O que fiz? Tratei de recolher todos os empréstimos em Gaivota. Mandei trocar com Valdir e Vamilson cada nota de Minister, de Cr$ 10.000,00, que eu tinha, por duas Gaivotas de Cr$ 5.000,00. Troquei tudo. Mandei os meninos, meus “trabalhadores” (não me falem em exploração infantil!), juntarem o quanto pudessem de Gaivotas. Quando, agora, vi-me com um montão de Gaivotas, mandei dizer a Valdir que a Gaivota valia Cr$ 10.000,00. Estourei na “riqueza”. Ufa! Valdir quase me atrapalhou. Porém, dei-lhe o troco bem dado. E assim, as nossas vidas de meninos seguia o seu curso. Valdir, que era o único rival de verdade que eu tinha, ficou para trás. Tornei-me, de longe, o “banqueiro” mais importante da cidade. Mas, nem tudo eram flores.

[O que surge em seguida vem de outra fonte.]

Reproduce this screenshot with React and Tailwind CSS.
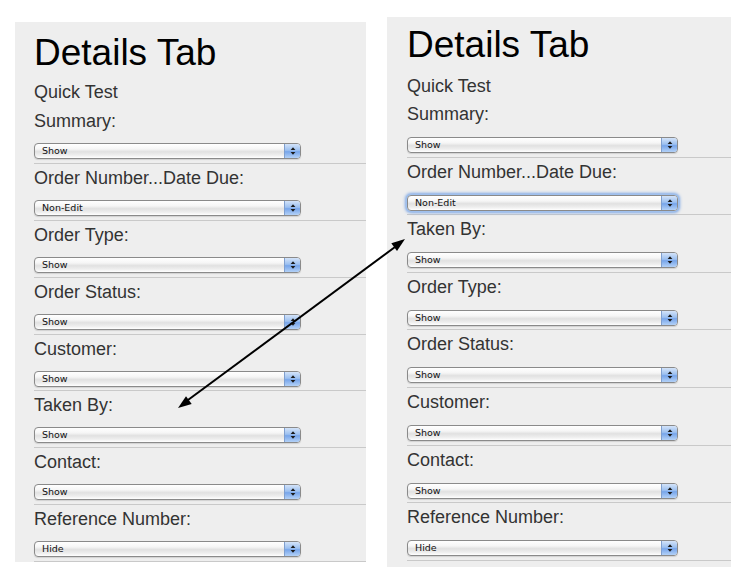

Uma vez, mamãe, que estava numa farinhada, ajudando os meus avós maternos, na casa de farinha de Dagraça de Sil, chegou em casa e encontrou-me, na calçada, jogando baralho com outros meninos. Ela tinha me encarregado de alguns afazeres da casa, dentre eles, esquentar as panelas com a comida já por ela preparada, antes de sair para a casa de farinha. Tudo estava frio, no fogão a lenha. Aí, deu ruim! Mamãe ralhou comigo. Botou os outros meninos para correr.

Chamou-me à cozinha, já de chinelo na mão. Imaginem um “banqueiro” apanhando! Mamãe, todavia, não sabia bem com quem estava lidando. Cheguei para ela com duas notas de Cabral na mão: “Mamãe, eu estava jogando e ganhei. Ganhei tanto que vendi dois contos de carteiras de cigarro. Olhe aqui. É da senhora”. Pronto. Ela pegou o dinheiro. Jogou o chinelo no chão. Não se brincava com um “banqueiro”. Principalmente, se ele tinha 11 anos de idade.

 

 

*Padre, advogado, professor do Departamento de Direito da Universidade Federal de Sergipe, membro da Academia Sergipana de Letras, Academia Sergipana de Letras Jurídicas, Academia Dorense de Letras, Academia Sergipana de Educação e do Instituto Histórico e Geográfico de Sergipe.